SmartDataLake empowers data scientists to perform extreme-scale analytics over sustainable data lakes. The project delivers novel results that go beyond the state of the art in several directions, including:
- Advanced, parallel and distributed query planning and optimization over virtualized data, enabling holistic optimizations across different data models and formats, powered by different types of adaptive access paths, specialized indexes and an expressive query language.
- Parallel and distributed approximate query answering techniques supported by different types of dynamically and adaptively constructed and composed data summaries (samples, histograms, sketches) accompanied with theoretically proven probabilistic guarantees for approximation errors.
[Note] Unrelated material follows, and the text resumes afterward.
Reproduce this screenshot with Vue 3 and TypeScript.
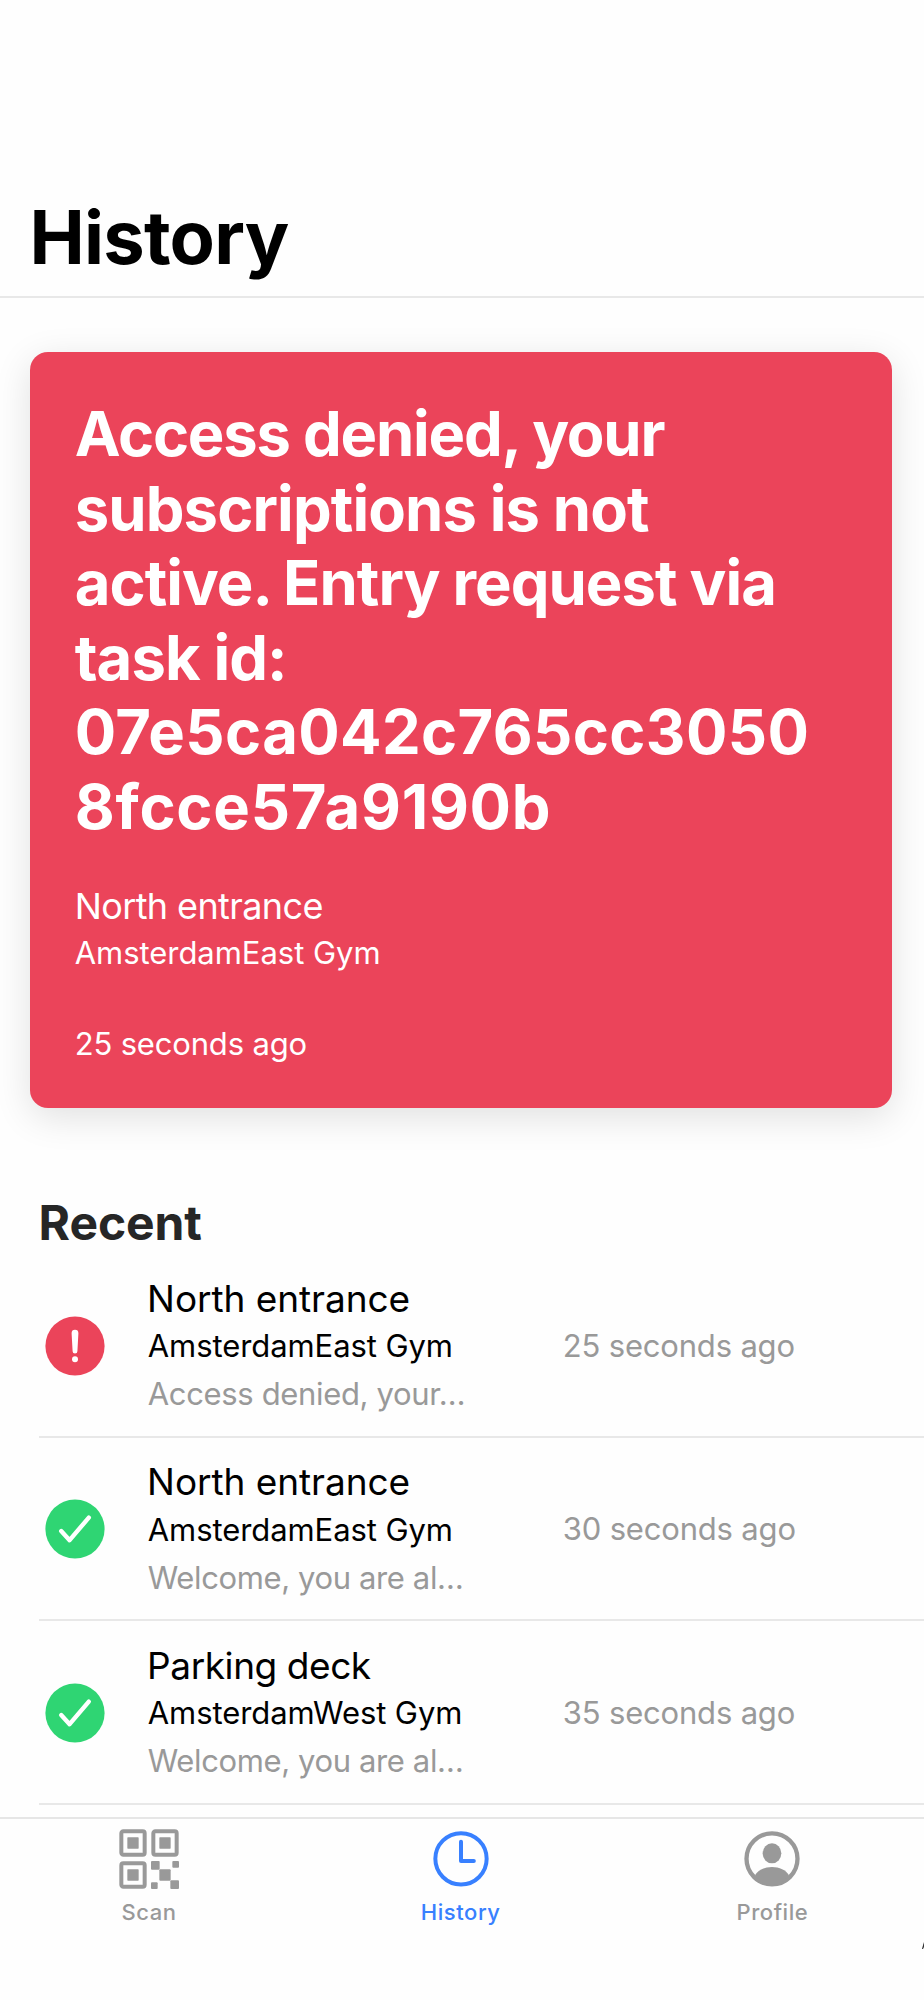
<script setup lang="ts">
interface TextLine {
  text: string
  tone: string
}

interface HistoryEntry {
  id: number
  ok: boolean
  door: string
  doorTone: string
  gym: string
  message: string
  messageTone: string
  time: string
}

const titleLines: TextLine[] = [
  { text: 'Access denied, your', tone: 't1' },
  { text: 'subscriptions is not', tone: 't2' },
  { text: 'active. Entry request via', tone: 't3' },
  { text: 'task id:', tone: 't4' },
  { text: '07e5ca042c765cc3050', tone: 't5' },
  { text: '8fcce57a9190b', tone: 't6' },
]

const entries: HistoryEntry[] = [
  { id: 1, ok: false, door: 'North entrance', doorTone: 'regular', gym: 'AmsterdamEast Gym', message: 'Access denied, your…', messageTone: 'denied', time: '25 seconds ago' },
  { id: 2, ok: true, door: 'North entrance', doorTone: 'regular', gym: 'AmsterdamEast Gym', message: 'Welcome, you are al…', messageTone: 'welcome', time: '30 seconds ago' },
  { id: 3, ok: true, door: 'Parking deck', doorTone: 'tight', gym: 'AmsterdamWest Gym', message: 'Welcome, you are al…', messageTone: 'welcome', time: '35 seconds ago' },
]
</script>

<template>
  <div class="app">
    <header class="header">
      <h1>History</h1>
    </header>

    <main class="content">
      <section class="card">
        <h2 class="card-title">
          <span v-for="line in titleLines" :key="line.tone" :class="line.tone">{{ line.text }}</span>
        </h2>
        <p class="card-door">North entrance</p>
        <p class="card-gym">AmsterdamEast Gym</p>
        <p class="card-time">25 seconds ago</p>
      </section>

      <h3 class="recent">Recent</h3>
      <ul class="list">
        <li v-for="entry in entries" :key="entry.id" class="row">
          <svg v-if="entry.ok" class="status" viewBox="0 0 60 60">
            <circle cx="30" cy="30" r="29.6" fill="#2fd573" />
            <path d="M16.2 32 24.6 41.2 43.8 18.6" fill="none" stroke="#fff" stroke-width="4.4" stroke-linecap="round" stroke-linejoin="round" />
          </svg>
          <svg v-else class="status" viewBox="0 0 60 60">
            <circle cx="30" cy="30" r="29.6" fill="#eb445a" />
            <path d="M26.6 17.2a3.4 3.4 0 0 1 6.8 0L32.4 35.2a2.4 2.4 0 0 1-4.8 0Z" fill="#fff" />
            <circle cx="30" cy="43.2" r="3" fill="#fff" />
          </svg>
          <div class="info">
            <p class="door" :class="entry.doorTone">{{ entry.door }}</p>
            <p class="gym">{{ entry.gym }}</p>
            <p class="message" :class="entry.messageTone">{{ entry.message }}</p>
          </div>
          <span class="time">{{ entry.time }}</span>
        </li>
      </ul>
    </main>

    <nav class="tabs">
      <a class="tab">
        <svg viewBox="0 0 180 180" fill="currentColor">
          <g fill="none" stroke="currentColor" stroke-width="12">
            <rect x="7" y="7" width="70" height="70" rx="6" />
            <rect x="103" y="7" width="70" height="70" rx="6" />
            <rect x="7" y="103" width="70" height="70" rx="6" />
          </g>
          <rect x="25" y="25" width="34" height="34" rx="2" />
          <rect x="121" y="25" width="34" height="34" rx="2" />
          <rect x="25" y="121" width="34" height="34" rx="2" />
          <rect x="96" y="96" width="26" height="26" rx="3" />
          <rect x="160" y="96" width="20" height="20" rx="3" />
          <rect x="121" y="121" width="34" height="34" rx="3" />
          <rect x="96" y="160" width="20" height="20" rx="3" />
          <rect x="154" y="154" width="26" height="26" rx="3" />
        </svg>
        <span>Scan</span>
      </a>
      <a class="tab active">
        <svg viewBox="0 0 180 180" fill="none" stroke="currentColor" stroke-width="12" stroke-linecap="round" stroke-linejoin="round">
          <circle cx="90" cy="89.5" r="77" />
          <path d="M90 38.5V96h38.5" />
        </svg>
        <span>History</span>
      </a>
      <a class="tab">
        <svg viewBox="0 0 180 180" fill="currentColor">
          <circle cx="90" cy="89.5" r="76.5" fill="none" stroke="currentColor" stroke-width="13" />
          <ellipse cx="90" cy="73" rx="28" ry="30" />
          <path d="M39 139C48 123 68 114 90 114s42 9 51 25C128 158 110 168 90 168S52 158 39 139Z" />
        </svg>
        <span>Profile</span>
      </a>
    </nav>
    <svg class="edge-mark" viewBox="0 0 2 7"><path d="M0 7 1.2 2.5 2 0V5L1 7Z" fill="#333" /></svg>
  </div>
</template>

<style>
body {
  background: #fefefe;
}
</style>

<style scoped>
.app {
  position: relative;
  display: flex;
  flex-direction: column;
  width: 924px;
  height: 2000px;
  overflow: hidden;
  background: #fefefe;
  color: #000;
  font-family: Inter, "Liberation Sans", sans-serif;
}
h1, h2, h3, p, ul {
  margin: 0;
  padding: 0;
}
.header {
  flex: none;
  box-sizing: border-box;
  height: 298px;
  padding: 192px 29.5px 0;
  border-bottom: 2px solid #e8e8e8;
}
h1 {
  font-size: 74px;
  line-height: 90px;
  font-weight: 700;
  letter-spacing: -0.78px;
}
.content {
  flex: none;
  height: 1518.5px;
  overflow: hidden;
}
.card {
  box-sizing: border-box;
  height: 756.3px;
  margin: 54px 32px 0 29.7px;
  padding: 45px 45px 0;
  border-radius: 18px;
  background: #eb445a;
  color: #fff;
  box-shadow: 0 9px 37px rgba(0, 0, 0, 0.12);
}
.card-title {
  font-size: 61.5px;
  line-height: 74.6px;
  font-weight: 700;
}
.card-title span {
  display: block;
  white-space: nowrap;
}
.t1 { letter-spacing: -1.23px; }
.t2 { letter-spacing: -0.87px; }
.t3 { letter-spacing: -0.95px; word-spacing: -0.7px; }
.t4 { letter-spacing: -0.9px; }
.t5 { letter-spacing: 0.36px; }
.t6 { letter-spacing: 0.76px; }
.card-door {
  margin: 38.6px 0 0;
  font-size: 36px;
  line-height: 46px;
  letter-spacing: -0.61px;
}
.card-gym {
  margin-top: 1px;
  font-size: 31px;
  line-height: 46px;
  letter-spacing: -0.04px;
}
.card-time {
  margin-top: 44.4px;
  font-size: 31px;
  line-height: 46px;
  letter-spacing: -0.17px;
}
.recent {
  margin: 86px 0 0 38.6px;
  color: #262626;
  font-size: 48px;
  line-height: 58px;
  font-weight: 700;
  letter-spacing: -0.1px;
}
.list {
  margin: 2.2px 0 0 39px;
  list-style: none;
}
.row {
  display: grid;
  grid-template-columns: 60px 373.4px 1fr;
  column-gap: 42.3px;
  align-items: center;
  box-sizing: border-box;
  height: 183.5px;
  padding: 0.6px 0 0 5.8px;
  border-bottom: 2px solid #e8e8e8;
}
.status {
  display: block;
  width: 60px;
  height: 60px;
}
.info {
  padding-top: 2.2px;
}
.info p {
  white-space: nowrap;
}
.door {
  font-size: 37px;
  line-height: 46px;
  letter-spacing: -0.06px;
}
.door.tight {
  letter-spacing: -0.43px;
}
.gym {
  margin: 1.4px 0 0 0.7px;
  font-size: 31px;
  line-height: 46px;
  letter-spacing: -0.08px;
}
.message {
  margin: 2px 0 0 0.7px;
  color: #999;
  font-size: 31px;
  line-height: 46px;
}
.denied { letter-spacing: -0.34px; }
.welcome { letter-spacing: -0.38px; }
.time {
  color: #999;
  font-size: 31px;
  line-height: 46px;
  letter-spacing: -0.18px;
}
.tabs {
  flex: 1;
  display: grid;
  grid-template-columns: repeat(3, 311.7px);
  justify-content: center;
  padding-right: 2.6px;
  border-top: 2px solid #e6e6e6;
  background: #fefefe;
}
.tab {
  display: flex;
  flex-direction: column;
  align-items: center;
  padding-top: 10.5px;
  color: #999;
}
.tab svg {
  width: 60px;
  height: 60px;
}
.tab span {
  margin-top: 10px;
  font-size: 22px;
  line-height: 26px;
  font-weight: 500;
  letter-spacing: 0.56px;
}
.tab.active {
  color: #3880ff;
}
.edge-mark {
  position: absolute;
  right: 0;
  top: 1942px;
  width: 2px;
  height: 7px;
}
</style>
- Cost model for automated and adaptive data placement across different storage tiers, enabling different pricing/performance trade-offs, co-designed with novel techniques for efficient data analytics over cold storage.
- Scalable algorithms for multi-criteria attribute-based and link-based similarity search and exploration for multi-faceted entities in heterogeneous information networks.
- Scalable techniques for entity resolution in heterogeneous information networks, enhanced with multi-criteria attribute-based and link-based entity ranking.
- Link prediction and community detection algorithms for heterogeneous information networks exploiting attribute-based and path-based features.
- Algorithms for detecting and incrementally adapting to changes in newly collected data, efficiently updating entity attributes and relations in the information network, as well as any affected analysis results.
- Model for interactive and multi-faceted visual analytics focusing on guiding the analyst's attention to the most interesting and relevant findings, thus keeping her engaged in the task and increasing her productivity.
- Scalable and interactive visual analytics techniques tailored to specific types of data, including map-based visualizations for spatial data, time series visualizations for temporal data, and graph visualizations for network data, enhanced with visual interfaces for model and parameter selection and tuning.